但是,细想想,生活中沉重的艰涩和苦厄,对很多人来说,都是不可避免的。但是,苦难,并不必然决定他精神一定要长期苦恼,或者说,苦难不一定会彻底屏蔽精神上的轻松和愉悦。就像阴云遮蔽阳光,一时的遮蔽是真实的;而乌云散去,阳光灿烂,或者说,一刹那间,阴云缝隙里也会偶尔透出些许白亮,也应该是真实的。
回想一下我自己,在大饥荒的日子里,虽然曾经饿得晕死过去,曾经目睹一个个亲人被饥饿夺走性命,曾经听到过老母亲因为大儿子的上吊自杀而撕心裂肺的哭号;但我也曾有过和小伙伴嬉戏的快乐,有过连吃五个吃白面杠子馍的高兴,有过在环城河里抓到一条小鱼的狂喊大笑。
后来,在我人生的低谷时期,确曾心情沉郁,甚至对墙暗泣;但是,在最寒冷的日子里,我也曾因为一场足球赛的精彩而叫好,因为一本书的精妙而感动,因为一段好听的音乐而痴迷,因为妻子的体贴入微而温暖。
一个人,既要承受生活的磨难,又要在磨难之中保持着微笑,或者说,即使偷个空隙,也要把苦难暂时搁在一边,松松肩膀,捶捶腰和背,笑两声,给自己个好心情。

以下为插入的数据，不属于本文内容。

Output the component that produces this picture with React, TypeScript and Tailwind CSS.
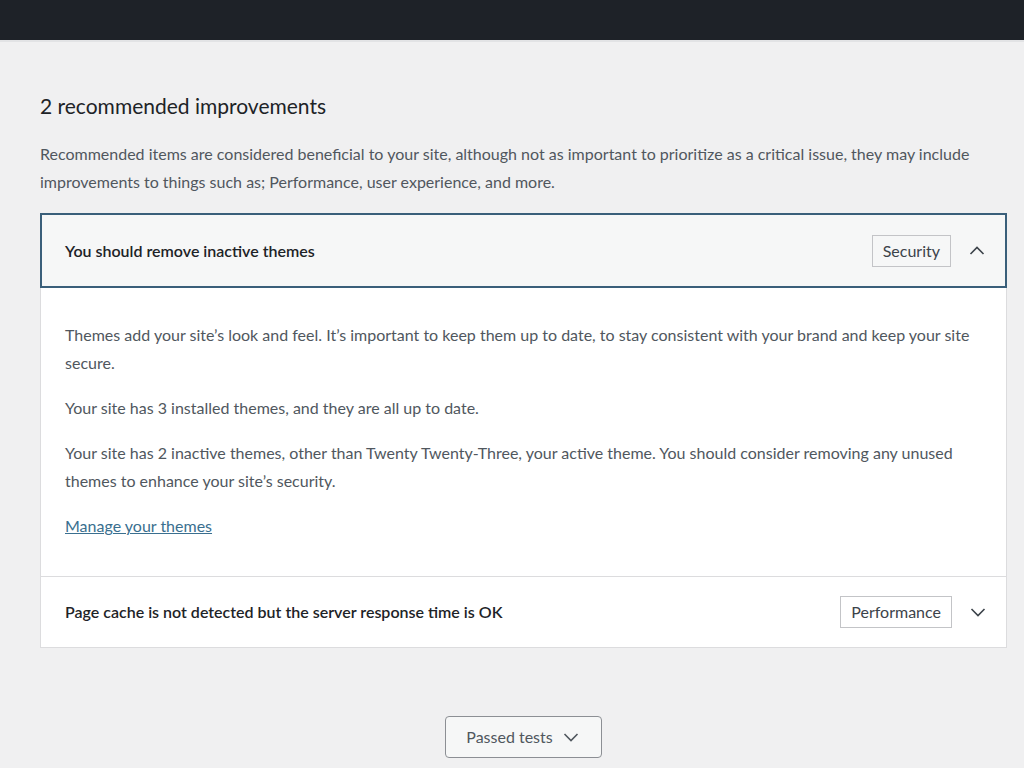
import React from "react";

const Up = () => (
  <svg width="20" height="20" viewBox="0 0 20 20" fill="none" stroke="#3c434a" strokeWidth="1.6">
    <path d="M3.5 13 L10 6.5 L16.5 13" />
  </svg>
);
const Down = ({ c = "#3c434a" }: { c?: string }) => (
  <svg width="20" height="20" viewBox="0 0 20 20" fill="none" stroke={c} strokeWidth="1.6">
    <path d="M3.5 7 L10 13.5 L16.5 7" />
  </svg>
);

export default function App() {
  return (
    <div className="min-h-[768px] w-[1024px] bg-[#f0f0f1] text-[#3c434a] overflow-hidden" style={{ fontFamily: "Lato, 'Noto Sans', sans-serif" }}>
      <div className="h-[40px] bg-[#1e2228]" />
      <div className="h-[2px] bg-[#e2e3e5]" />
      <div className="px-[40px] pr-[17px]">
        <h2 className="mt-[50px] text-[21px] leading-[27px] text-[#1d2327]">2 recommended improvements</h2>
        <p className="mt-[21px] text-[16px] leading-[28px] text-[#50575e]">
          <span className="block whitespace-nowrap">Recommended items are considered beneficial to your site, although not as important to prioritize as a critical issue, they may include</span>
          <span className="block whitespace-nowrap">improvements to things such as; Performance, user experience, and more.</span>
        </p>
        <div className="mt-[17px] bg-white border border-[#dcdcde]">
          <div className="-m-px h-[75px] border-2 border-[#3a5f7a] bg-[#f6f7f7] flex items-center pl-[23px] pr-[18px]">
            <div className="flex-1 text-[16px] font-semibold text-[#1d2327]">You should remove inactive themes</div>
            <span className="h-[32px] px-[10px] border border-[#c3c4c7] flex items-center text-[16px] text-[#3c434a]">Security</span>
            <span className="ml-[16px] w-[20px] flex justify-center"><Up /></span>
          </div>
          <div className="px-[24px] pt-[34px] pb-[36px] text-[16px] leading-[28px] text-[#50575e] border-b border-[#dcdcde]">
            <p>
              <span className="block whitespace-nowrap">Themes add your site’s look and feel. It’s important to keep them up to date, to stay consistent with your brand and keep your site</span>
              <span className="block">secure.</span>
            </p>
            <p className="mt-[17px]">Your site has 3 installed themes, and they are all up to date.</p>
            <p className="mt-[17px]">
              <span className="block whitespace-nowrap">Your site has 2 inactive themes, other than Twenty Twenty-Three, your active theme. You should consider removing any unused</span>
              <span className="block">themes to enhance your site’s security.</span>
            </p>
            <p className="mt-[17px]"><a className="underline text-[#3a6f8f]" href="#">Manage your themes</a></p>
          </div>
          <div className="h-[70px] flex items-center pl-[24px] pr-[18px]">
            <div className="flex-1 text-[16px] font-semibold text-[#1d2327]">Page cache is not detected but the server response time is OK</div>
            <span className="h-[32px] px-[10px] border border-[#c3c4c7] flex items-center text-[16px] text-[#3c434a]">Performance</span>
            <span className="ml-[16px] w-[20px] flex justify-center"><Down /></span>
          </div>
        </div>
        <div className="mt-[68px] flex justify-center">
          <button className="h-[42px] w-[157px] border border-[#8c8f94] rounded-[4px] bg-[#f6f7f7] flex items-center justify-center gap-[8px] text-[16px] text-[#50575e]">
            Passed tests <Down c="#50575e" />
          </button>
        </div>
      </div>
    </div>
  );
}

即使,那可能非常短暂;但那短暂的轻松,也许就能给你活下去向前走的勇气和力量。
钱财富有的富翁,精神并不一定天天腌在蜜罐里;生活拮据的穷人,也不一定天天被苦恼的缰绳紧紧捆绑着。
对普通老百姓来说,有苦有乐,有阴有晴,苦中作乐,即使是在一片漆黑中走夜路,也要点亮心中一盏灯。这,才是生活常态吧?
对普通老百姓来说,坚强也罢,无奈也罢,阿Q精神也罢,生活就是如此。
这样胡思乱想着,一扭头,看见他们夫妻俩在蔬菜摊位旁,依偎一起,挑拣蔬菜。那情景,让我想到我在新疆博斯腾湖里看见的一对儿鸳鸯,在碧绿而浩渺的湖水里,在密密麻麻的芦苇丛里,它们肩并肩,悠然浮游——也许,它们本就是一对儿老鸳鸯呢!
不知情的人,怎么也不会想到他们平常日子里的坎坷和沉郁。
我对他们的担忧和怜悯,时不时有些多余?
我是否真的书生气过重,妄自揣测,杞人一般,替他们忧天呢?
也许他们压根儿没想那么多,就是质朴的坦然和顺遂罢了。